>> Begin

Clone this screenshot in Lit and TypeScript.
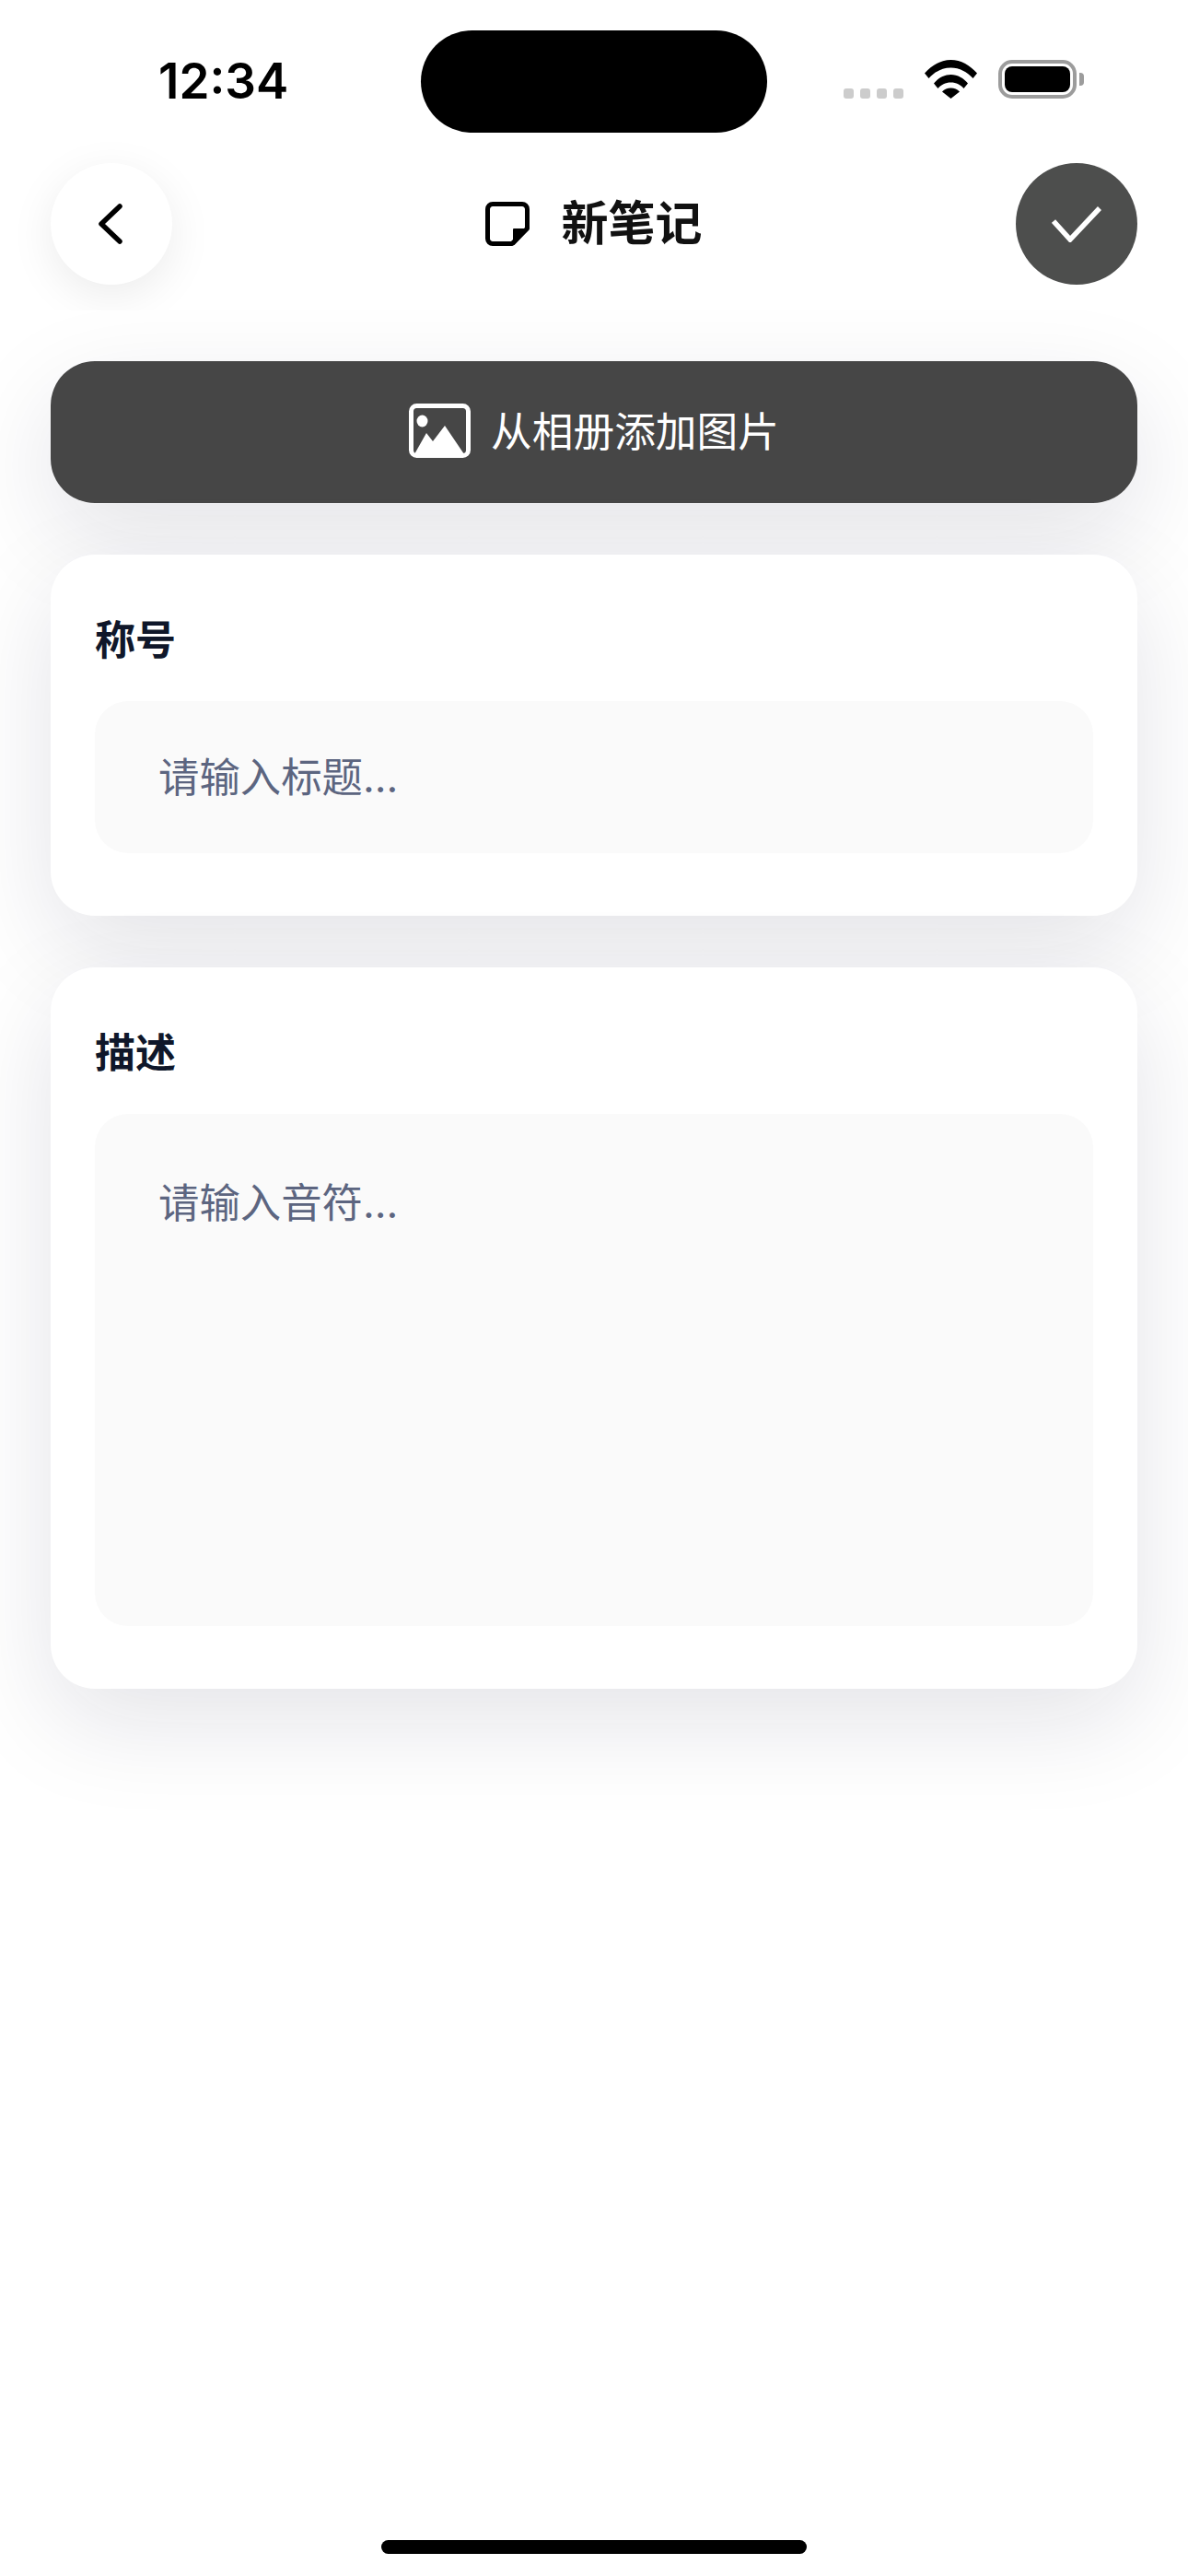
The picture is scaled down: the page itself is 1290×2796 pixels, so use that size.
import { html, css, LitElement } from 'lit'
import { customElement } from 'lit/decorators.js'

@customElement('app-root')
export class AppRoot extends LitElement {
  render () {
    return html`
      <div class="page">
        <header class="top">
          <div class="status">
            <span class="status__time">12:34</span>
            <div class="status__island"></div>
            <div class="status__right">
              <div class="dots"><i></i><i></i><i></i><i></i></div>
              <svg class="wifi" width="57" height="42" viewBox="0 0 57 42">
                <path d="M0 14.500C7.500 6 17.500 0 28.500 0S49.500 6 57 14.500L52.500 20C46 13 38 8.500 28.500 8.500S11 13 4.500 20Z"/>
                <path d="M10 25.500C14.500 20 21 16 28.500 16S42.500 20 47 25.500L42.500 31C39 27 34.500 24.500 28.500 24.500S18 27 14.500 31Z"/>
                <path d="M19 34.500C21.500 31.800 24.800 30.500 28.500 30.500S35.500 31.800 38 34.500L28.500 42Z"/>
              </svg>
              <div class="battery"><div class="battery__fill"></div></div>
              <div class="battery__nub"></div>
            </div>
          </div>

          <div class="nav">
            <button class="round round--light">
              <svg width="48" height="60" viewBox="0 0 48 60" fill="none" stroke="#000" stroke-width="5.500" stroke-linecap="round" stroke-linejoin="round">
                <path d="M33 11 13 30 33 49"/>
              </svg>
            </button>
            <div class="nav__title">
              <svg width="48" height="48" viewBox="0 0 48 48" fill="none">
                <path d="M8 2.500H40A5.500 5.500 0 0 1 45.500 8V29L29 45.500H8A5.500 5.500 0 0 1 2.500 40V8A5.500 5.500 0 0 1 8 2.500Z" stroke="#000" stroke-width="5" stroke-linejoin="round"/>
                <path d="M31 30H46L31 46Z" fill="#000" stroke="#000" stroke-width="2" stroke-linejoin="round"/>
              </svg>
              <span>新笔记</span>
            </div>
            <button class="round round--dark">
              <svg width="54" height="40" viewBox="0 0 54 40" fill="none" stroke="#fff" stroke-width="5.500">
                <path d="M2 17 20 37 52 3"/>
              </svg>
            </button>
          </div>
        </header>

        <main class="main">
          <button class="photo">
            <svg width="67" height="59" viewBox="0 0 67 59">
              <rect x="2.500" y="2.500" width="62" height="54" rx="6" fill="none" stroke="#fff" stroke-width="5"/>
              <ellipse cx="14.500" cy="19" rx="6" ry="6.500" fill="#fff"/>
              <path d="M6 55 19 32 26 41 39 24 60 55Z" fill="#fff"/>
            </svg>
            <span class="photo__text">从相册添加图片</span>
          </button>

          <section class="card">
            <label class="card__label">称号</label>
            <input class="field field--input" placeholder="请输入标题..." />
          </section>

          <section class="card">
            <label class="card__label">描述</label>
            <textarea class="field field--area" placeholder="请输入音符..."></textarea>
          </section>
        </main>

        <div class="home"></div>
      </div>
    `
  }

  static styles = css`
    :host {
      display: block;
      font-family: Inter, "Noto Sans CJK SC", sans-serif;
    }

    .page {
      display: flex;
      flex-direction: column;
      height: 2796px;
      background: #fff;
      overflow: hidden;
    }

    .top {
      position: relative;
      z-index: 1;
      height: 337px;
      flex: none;
      background: #fff;
      overflow: hidden;
    }

    .status {
      display: grid;
      grid-template-columns: 1fr 376px 1fr;
      height: 177px;
      box-sizing: border-box;
      padding-top: 33px;
    }

    .status__time {
      padding: 22px 0 0 172px;
      font-size: 53px;
      font-weight: 600;
      line-height: 66px;
      color: #000;
    }

    .status__island {
      height: 111px;
      border-radius: 56px;
      background: #000;
    }

    .status__right {
      display: flex;
      align-items: flex-start;
      padding: 32px 0 0 83px;
    }

    .dots {
      display: flex;
      gap: 7px;
      margin: 31px 23px 0 0;
    }

    .dots i {
      width: 11px;
      height: 11px;
      border-radius: 3px;
      background: #ccc;
    }

    .wifi {
      flex: none;
      margin-right: 23px;
      fill: #000;
    }

    .battery {
      box-sizing: border-box;
      width: 85px;
      height: 42px;
      padding: 3px;
      border: 4px solid #9c9c9c;
      border-radius: 15px;
    }

    .battery__fill {
      height: 100%;
      border-radius: 8px;
      background: #000;
    }

    .battery__nub {
      width: 5px;
      height: 14px;
      margin: 14px 0 0 3px;
      border-radius: 0 4px 4px 0;
      background: #9c9c9c;
    }

    .nav {
      display: flex;
      align-items: center;
      justify-content: space-between;
      padding: 0 55px;
    }

    .round {
      display: flex;
      align-items: center;
      justify-content: center;
      width: 132px;
      height: 132px;
      padding: 0;
      border: none;
      border-radius: 50%;
    }

    .round--light {
      background: #fff;
      box-shadow: 0 12px 48px rgba(0, 0, 0, 0.08);
    }

    .round--dark {
      background: #4d4e4d;
    }

    .nav__title {
      display: flex;
      align-items: center;
      gap: 34px;
      font-size: 51px;
      font-weight: 700;
      line-height: 66px;
      color: #111;
    }

    .main {
      display: flex;
      flex-direction: column;
      gap: 56px;
      padding: 55px 55px 0;
    }

    .photo {
      display: flex;
      align-items: center;
      justify-content: center;
      gap: 22px;
      height: 154px;
      padding: 0 0 3px;
      border: none;
      border-radius: 48px;
      background: #464646;
      box-shadow: 0 36px 108px rgba(20, 20, 50, 0.115);
      color: #fff;
      font-family: inherit;
      font-size: 44.700px;
    }

    .photo__text {
      padding-bottom: 4px;
    }

    .card {
      display: flex;
      flex-direction: column;
      padding: 60px 48px 68px;
      border-radius: 48px;
      background: #fff;
      box-shadow: 0 36px 108px rgba(20, 20, 50, 0.115);
    }

    .card__label {
      margin-bottom: 33px;
      font-size: 44px;
      font-weight: 700;
      line-height: 66px;
      color: #0f172a;
    }

    .field {
      box-sizing: border-box;
      display: block;
      width: 100%;
      border: none;
      outline: none;
      border-radius: 36px;
      background: #fafafa;
      font-family: inherit;
      font-size: 44.400px;
      color: #0f172a;
      resize: none;
    }

    .field::placeholder {
      color: #5c6580;
      opacity: 1;
    }

    .field--input {
      height: 165px;
      padding: 0 69px;
    }

    .field--area {
      height: 556px;
      padding: 70px 69px;
      line-height: 54px;
    }

    .home {
      position: absolute;
      top: 2757px;
      left: 414px;
      width: 462px;
      height: 15px;
      border-radius: 8px;
      background: #000;
    }
  `
}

>> End

== What is being asked ==
Would you return the data exactly as written, without the pictures?

== Written solution ==
Clone this screenshot in Lit and TypeScript.
The picture is scaled down: the page itself is 1290×2796 pixels, so use that size.
import { html, css, LitElement } from 'lit'
import { customElement } from 'lit/decorators.js'

@customElement('app-root')
export class AppRoot extends LitElement {
  render () {
    return html`
      <div class="page">
        <header class="top">
          <div class="status">
            <span class="status__time">12:34</span>
            <div class="status__island"></div>
            <div class="status__right">
              <div class="dots"><i></i><i></i><i></i><i></i></div>
              <svg class="wifi" width="57" height="42" viewBox="0 0 57 42">
                <path d="M0 14.500C7.500 6 17.500 0 28.500 0S49.500 6 57 14.500L52.500 20C46 13 38 8.500 28.500 8.500S11 13 4.500 20Z"/>
                <path d="M10 25.500C14.500 20 21 16 28.500 16S42.500 20 47 25.500L42.500 31C39 27 34.500 24.500 28.500 24.500S18 27 14.500 31Z"/>
                <path d="M19 34.500C21.500 31.800 24.800 30.500 28.500 30.500S35.500 31.800 38 34.500L28.500 42Z"/>
              </svg>
              <div class="battery"><div class="battery__fill"></div></div>
              <div class="battery__nub"></div>
            </div>
          </div>

          <div class="nav">
            <button class="round round--light">
              <svg width="48" height="60" viewBox="0 0 48 60" fill="none" stroke="#000" stroke-width="5.500" stroke-linecap="round" stroke-linejoin="round">
                <path d="M33 11 13 30 33 49"/>
              </svg>
            </button>
            <div class="nav__title">
              <svg width="48" height="48" viewBox="0 0 48 48" fill="none">
                <path d="M8 2.500H40A5.500 5.500 0 0 1 45.500 8V29L29 45.500H8A5.500 5.500 0 0 1 2.500 40V8A5.500 5.500 0 0 1 8 2.500Z" stroke="#000" stroke-width="5" stroke-linejoin="round"/>
                <path d="M31 30H46L31 46Z" fill="#000" stroke="#000" stroke-width="2" stroke-linejoin="round"/>
              </svg>
              <span>新笔记</span>
            </div>
            <button class="round round--dark">
              <svg width="54" height="40" viewBox="0 0 54 40" fill="none" stroke="#fff" stroke-width="5.500">
                <path d="M2 17 20 37 52 3"/>
              </svg>
            </button>
          </div>
        </header>

        <main class="main">
          <button class="photo">
            <svg width="67" height="59" viewBox="0 0 67 59">
              <rect x="2.500" y="2.500" width="62" height="54" rx="6" fill="none" stroke="#fff" stroke-width="5"/>
              <ellipse cx="14.500" cy="19" rx="6" ry="6.500" fill="#fff"/>
              <path d="M6 55 19 32 26 41 39 24 60 55Z" fill="#fff"/>
            </svg>
            <span class="photo__text">从相册添加图片</span>
          </button>

          <section class="card">
            <label class="card__label">称号</label>
            <input class="field field--input" placeholder="请输入标题..." />
          </section>

          <section class="card">
            <label class="card__label">描述</label>
            <textarea class="field field--area" placeholder="请输入音符..."></textarea>
          </section>
        </main>

        <div class="home"></div>
      </div>
    `
  }

  static styles = css`
    :host {
      display: block;
      font-family: Inter, "Noto Sans CJK SC", sans-serif;
    }

    .page {
      display: flex;
      flex-direction: column;
      height: 2796px;
      background: #fff;
      overflow: hidden;
    }

    .top {
      position: relative;
      z-index: 1;
      height: 337px;
      flex: none;
      background: #fff;
      overflow: hidden;
    }

    .status {
      display: grid;
      grid-template-columns: 1fr 376px 1fr;
      height: 177px;
      box-sizing: border-box;
      padding-top: 33px;
    }

    .status__time {
      padding: 22px 0 0 172px;
      font-size: 53px;
      font-weight: 600;
      line-height: 66px;
      color: #000;
    }

    .status__island {
      height: 111px;
      border-radius: 56px;
      background: #000;
    }

    .status__right {
      display: flex;
      align-items: flex-start;
      padding: 32px 0 0 83px;
    }

    .dots {
      display: flex;
      gap: 7px;
      margin: 31px 23px 0 0;
    }

    .dots i {
      width: 11px;
      height: 11px;
      border-radius: 3px;
      background: #ccc;
    }

    .wifi {
      flex: none;
      margin-right: 23px;
      fill: #000;
    }

    .battery {
      box-sizing: border-box;
      width: 85px;
      height: 42px;
      padding: 3px;
      border: 4px solid #9c9c9c;
      border-radius: 15px;
    }

    .battery__fill {
      height: 100%;
      border-radius: 8px;
      background: #000;
    }

    .battery__nub {
      width: 5px;
      height: 14px;
      margin: 14px 0 0 3px;
      border-radius: 0 4px 4px 0;
      background: #9c9c9c;
    }

    .nav {
      display: flex;
      align-items: center;
      justify-content: space-between;
      padding: 0 55px;
    }

    .round {
      display: flex;
      align-items: center;
      justify-content: center;
      width: 132px;
      height: 132px;
      padding: 0;
      border: none;
      border-radius: 50%;
    }

    .round--light {
      background: #fff;
      box-shadow: 0 12px 48px rgba(0, 0, 0, 0.08);
    }

    .round--dark {
      background: #4d4e4d;
    }

    .nav__title {
      display: flex;
      align-items: center;
      gap: 34px;
      font-size: 51px;
      font-weight: 700;
      line-height: 66px;
      color: #111;
    }

    .main {
      display: flex;
      flex-direction: column;
      gap: 56px;
      padding: 55px 55px 0;
    }

    .photo {
      display: flex;
      align-items: center;
      justify-content: center;
      gap: 22px;
      height: 154px;
      padding: 0 0 3px;
      border: none;
      border-radius: 48px;
      background: #464646;
      box-shadow: 0 36px 108px rgba(20, 20, 50, 0.115);
      color: #fff;
      font-family: inherit;
      font-size: 44.700px;
    }

    .photo__text {
      padding-bottom: 4px;
    }

    .card {
      display: flex;
      flex-direction: column;
      padding: 60px 48px 68px;
      border-radius: 48px;
      background: #fff;
      box-shadow: 0 36px 108px rgba(20, 20, 50, 0.115);
    }

    .card__label {
      margin-bottom: 33px;
      font-size: 44px;
      font-weight: 700;
      line-height: 66px;
      color: #0f172a;
    }

    .field {
      box-sizing: border-box;
      display: block;
      width: 100%;
      border: none;
      outline: none;
      border-radius: 36px;
      background: #fafafa;
      font-family: inherit;
      font-size: 44.400px;
      color: #0f172a;
      resize: none;
    }

    .field::placeholder {
      color: #5c6580;
      opacity: 1;
    }

    .field--input {
      height: 165px;
      padding: 0 69px;
    }

    .field--area {
      height: 556px;
      padding: 70px 69px;
      line-height: 54px;
    }

    .home {
      position: absolute;
      top: 2757px;
      left: 414px;
      width: 462px;
      height: 15px;
      border-radius: 8px;
      background: #000;
    }
  `
}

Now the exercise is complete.